Heislerville is packed with birds right now and none are more snazzy than these Dunlins in full breeding colors [photo by Mike Crewe].

Our target - the Curlew Sandpiper we had been seeking. Note the curlew-like, decurved bill with very fine tip, the rich rufous and black tones on the back, brick-colored flanks and white undertail [photo by Mike Crewe].

Curlew Sandpiper at Heislerville today; note all the points as listed above. This individual is most likely a female as the underpart coloration is pinkish rather than dark cinnamon and barely extends to the head, which is largely grayish in color [photo by Mike Crewe].

Just for size comparison, here's the same bird with a Semipalmated Plover [photo by Mike Crewe].

Here's the Curlew Sandpiper (far right) with a group of other shorebirds - a breeding-plumaged Dunlin (front left) Semipalmated Sandpiper (in front of Curlew Sandpiper) and five Short-billed Dowitchers. This offers many opportunities to compare and contrast the birds. Note that the Curlew Sandpiper is about the size of the Dunlin but with a finer-tipped bill, and clearly smaller than the dowitchers. The plumage of the sandpiper is pretty similar to the dowitchers, but note that the sandpiper has barely any supercilium above the eye, has a decurved (not straight) bill and is much whiter towards the back end below [photo by Mike Crewe].
If you are shorebird watching over the next couple of weeks, be sure not to miss the Black-bellied Plovers, which look fabulous this time of year [photo by Mike Crewe].

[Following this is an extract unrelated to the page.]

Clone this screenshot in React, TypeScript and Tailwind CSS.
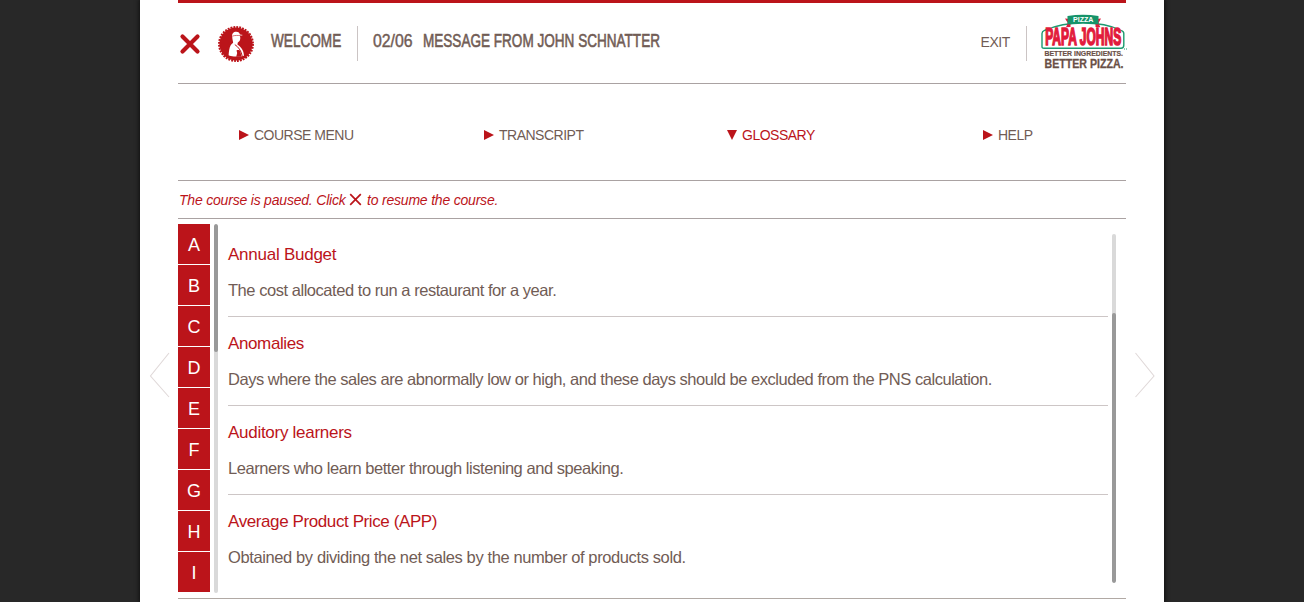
import React from "react";

const letters = ["A", "B", "C", "D", "E", "F", "G", "H", "I"];

const terms = [
  { term: "Annual Budget", text: "The cost allocated to run a restaurant for a year.", tracking: "tracking-[-0.25px]", body: "tracking-[-0.46px]" },
  {
    term: "Anomalies",
    text: "Days where the sales are abnormally low or high, and these days should be excluded from the PNS calculation.",
    tracking: "tracking-[-0.38px]",
    body: "tracking-[-0.468px]",
  },
  { term: "Auditory learners", text: "Learners who learn better through listening and speaking.", tracking: "tracking-[-0.28px]", body: "tracking-[-0.45px]" },
  { term: "Average Product Price (APP)", text: "Obtained by dividing the net sales by the number of products sold.", tracking: "tracking-[-0.4px]", body: "tracking-[-0.39px]" },
];

function Badge() {
  return (
    <svg width="38" height="38" viewBox="0 0 38 38" className="block">
      <circle cx="19" cy="19" r="16.6" fill="#bb141a" />
      <circle cx="19" cy="19" r="17" fill="none" stroke="#bb141a" strokeWidth="1.9" strokeDasharray="1.85 1.11" />
      <path
        d="M15.2 11.5C14.8 8.4 16.6 6.7 19.2 6.7C21.6 6.7 22.7 8 22.9 9.6L26 10L23 10.9C23.4 12.3 23.5 14.2 22.7 15.7C22.2 16.6 21.2 17 20.8 17.6L20.4 19.4C24 21.6 26.8 25.4 27 30.7C23.9 31.6 20.2 31.8 16.8 31.4C14.6 31.1 12.9 30.8 11.6 30.2C11.9 26.5 12.3 22.3 13.7 20.2C14.4 19.1 15.7 18.4 16.1 17.8C16.1 16.1 15.3 14.5 15.2 11.5Z"
        fill="#fff"
      />
      <path d="M15.4 11.1C18 10.3 21 10.2 24 10.8" fill="none" stroke="#bb141a" strokeWidth="0.6" />
      <path d="M17.8 19.6C21 21.6 24.4 25.6 25.2 31.2" fill="none" stroke="#bb141a" strokeWidth="1" />
      <path d="M19.5 25.5C21 24.6 22.6 25 23.4 26.2L24.4 31.7H19.2L20.2 28Z" fill="#bb141a" />
    </svg>
  );
}

function Logo() {
  return (
    <svg width="86" height="60" viewBox="0 0 86 60" className="block" fontFamily="'Liberation Sans', sans-serif" fontWeight="bold">
      <path
        d="M1 33V19.5C1 18 1.8 17 3.5 16.3C15 11.5 26 9 42 9C58 9 70 11.5 80 16.3C81.9 17 82.8 18 82.8 19.5V31C82.8 33.4 81.8 34.3 80 34.3H3C1.6 34.3 1 33.8 1 33Z"
        fill="#fff"
        stroke="#1b9a70"
        strokeWidth="1.4"
      />
      <path d="M24 4.5L29.5 5V13L25 13.2L26.8 9Z M60 4.5L54.5 5V13L59.3 13.2L57.5 9Z" fill="#e21b3c" />
      <path d="M26.5 2C37 0.3 47 0.3 57.5 2V10.6C47 8.6 37 8.6 26.5 10.6Z" fill="#16936a" />
      <text x="32" y="7.6" fontSize="6.4" textLength="20.5" lengthAdjust="spacingAndGlyphs" fill="#fff">PIZZA</text>
      <text x="4.2" y="30.8" fontSize="24" textLength="76" lengthAdjust="spacingAndGlyphs" fill="#e21b3c" stroke="#e21b3c" strokeWidth="1.7">PAPA JOHNS</text>
      <path d="M83 35H84M85 35H86" stroke="#1b9a70" strokeWidth="1.2" />
      <text x="3.5" y="41.6" fontSize="7.5" textLength="78.5" lengthAdjust="spacingAndGlyphs" fill="#6a4f46" stroke="#6a4f46" strokeWidth="0.2">BETTER INGREDIENTS.</text>
      <text x="3.5" y="53.8" fontSize="12.4" textLength="79" lengthAdjust="spacingAndGlyphs" fill="#6a4f46" stroke="#6a4f46" strokeWidth="0.3">BETTER PIZZA.</text>
    </svg>
  );
}

function Arrow({ down = false }: { down?: boolean }) {
  return (
    <svg width="10" height="10" viewBox="0 0 10 10" className="block shrink-0">
      <path d={down ? "M0 0H10L5 10Z" : "M0 0L10 5L0 10Z"} fill="#bb141a" />
    </svg>
  );
}

export default function App() {
  return (
    <div className="flex h-[602px] w-full justify-center overflow-hidden bg-[#282828] font-['Liberation_Sans',Arial,sans-serif] text-[#715c55]">
      <div className="flex h-full w-[1024px] bg-white shadow-[0_0_4px_1px_#101010]">
        <div className="w-[38px] shrink-0 pt-[352px] pl-[9px]">
          <svg width="22" height="46" viewBox="0 0 22 46" className="block">
            <path d="M20 1L1.5 24L20 45" fill="none" stroke="#e0d9d9" strokeWidth="1.1" />
          </svg>
        </div>

        <main className="flex w-[948px] shrink-0 flex-col">
          <header className="flex h-[84px] shrink-0 items-start border-t-[3px] border-b border-t-[#bb141a] border-b-[#aaa2a2]">
            <svg width="22" height="22" viewBox="0 0 22 22" className="mt-[30px] ml-px block">
              <path d="M3.5 3.5L18.5 18.5M18.5 3.5L3.5 18.5" stroke="#bb141a" strokeWidth="4.2" strokeLinecap="round" />
            </svg>
            <div className="mt-[22px] ml-4">
              <Badge />
            </div>
            <div className="mt-[26px] ml-4 flex h-6 w-[86px] items-center text-lg leading-6 whitespace-nowrap">
              <span className="origin-left scale-x-[0.755] [-webkit-text-stroke:0.6px_#715c55]">WELCOME</span>
            </div>
            <div className="mt-[23px] h-[35px] w-px bg-[#cbc4c4]" />
            <div className="mt-[26px] ml-[15px] flex h-6 w-[50px] items-center text-lg leading-6 whitespace-nowrap">
              <span className="origin-left scale-x-[0.88] [-webkit-text-stroke:0.45px_#715c55]">02/06</span>
            </div>
            <div className="mt-[26px] flex h-6 w-[240px] items-center text-lg leading-6 whitespace-nowrap">
              <span className="origin-left scale-x-[0.753] [-webkit-text-stroke:0.6px_#715c55]">MESSAGE FROM JOHN SCHNATTER</span>
            </div>
            <div className="mt-[29px] ml-auto text-sm tracking-[-0.4px]">EXIT</div>
            <div className="mt-[23px] ml-4 h-[35px] w-px bg-[#cbc4c4]" />
            <div className="mt-[11px] -mr-px ml-[14px]">
              <Logo />
            </div>
          </header>

          <nav className="flex h-[97px] shrink-0 items-start border-b border-[#aaa2a2] pt-[41px] text-sm leading-5 tracking-[-0.5px]">
            <div className="flex w-[245px] items-center gap-[5px] pl-[61px]"><Arrow />COURSE MENU</div>
            <div className="flex w-[245px] items-center gap-[5px] pl-[61px]"><Arrow />TRANSCRIPT</div>
            <div className="flex w-[245px] items-center gap-[5px] pl-[59px] text-[#bb141a]"><Arrow down />GLOSSARY</div>
            <div className="flex items-center gap-[5px] pl-[70px]"><Arrow />HELP</div>
          </nav>

          <div className="flex h-[38px] shrink-0 items-center border-b border-[#aaa2a2] pl-px text-sm tracking-[-0.2px] text-[#bb141a] italic">
            <span className="w-[170px] whitespace-nowrap">The course is paused. Click</span>
            <svg width="13" height="13" viewBox="0 0 13 13" className="block">
              <path d="M1.2 1.2L11.8 11.8M11.8 1.2L1.2 11.8" stroke="#bb141a" strokeWidth="1.7" />
            </svg>
            <span className="ml-[5px]">to resume the course.</span>
          </div>

          <section className="flex h-[380px] shrink-0 border-b border-[#b1a9a4] pt-[5px]">
            <ul className="flex w-8 flex-col gap-px text-lg text-white">
              {letters.map((l) => (
                <li key={l} className="flex h-10 items-center justify-center bg-[#bb141a] pt-0.5">{l}</li>
              ))}
            </ul>
            <div className="ml-1 h-[369px] w-1 overflow-hidden rounded-full bg-[#d9d9d9]">
              <div className="h-32 rounded-full bg-[#999]" />
            </div>
            <div className="ml-2.5 w-[880px] pt-1">
              {terms.map((t, i) => (
                <article key={t.term} className={i < 3 ? "border-b border-[#cdc6c6] pt-[9px] pb-2" : "pt-[9px] pb-2"}>
                  <h2 className={`text-[17px] leading-9 text-[#bb141a] ${t.tracking}`}>{t.term}</h2>
                  <p className={`text-[16.5px] leading-[35px] whitespace-nowrap ${t.body}`}>{t.text}</p>
                </article>
              ))}
            </div>
            <div className="mt-2.5 ml-1 h-[349px] w-1 overflow-hidden rounded-full bg-[#d9d9d9] pt-[79px]">
              <div className="h-[270px] rounded-full bg-[#999]" />
            </div>
          </section>
        </main>

        <div className="w-[38px] shrink-0 pt-[352px] pl-2">
          <svg width="22" height="46" viewBox="0 0 22 46" className="block">
            <path d="M1.5 1L20 24L1.5 45" fill="none" stroke="#e0d9d9" strokeWidth="1.1" />
          </svg>
        </div>
      </div>
    </div>
  );
}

Always have the camera ready! This male Orchard Oriole showed off in the reeds right beside our car - click, click, click!!! [Photo by Mike Crewe].

A quick word of warning. Be careful if you navigate your way onto the driveable dirt trails at Heislerville. Female Diamondback Terrapins are nesting right now and - like this one - like the relatively soft sand of the trail sides to dig into with their back legs. Please give them due care and attention, we like these little guys! [Photo by Mike Crewe]

Recent Sightings
With winds primarily in the East or North-easterly sectors this past few days, Cape May has been pretty quiet for migrants, though Tom Reed had a few warblers along the bayshore at Reed's Beach this morning. On May 20th, Sooty Shearwaters were in the news, with reports from a number of locations, including the beachfront at Avalon, where Tom Reed was able to notch up a tally of over 60 birds between spells of work (!). Wilson's Storm-petrels and a distant, unidentified jaeger were off Cape May Point on 21st, Vince Elia reported a Western Sandpiper among the Semipalmateds at Heislerville today (22nd) and Tom Reed had two Western Willets at Stone Harbor Point, also today. The Purple Sandpipers at the canal jetty nearest to Higbee Beach continue to attract attention and Tony Leukering reported 43 from there today. For anyone seeking Red Knots, it seems that numbers are at last growing with some high counts coming in now from both Nummy's Island and Cook's Beach.

A good passage of northbound shorebirds took place up the lower Delaware Bay today and Tony Leukering took these nice shots of Semipalmated Sandpipers (upper) and Willets and Ruddy Turnstones (lower) passing the ferry. Wilson's Storm-petrels were also east to see from the ferry today.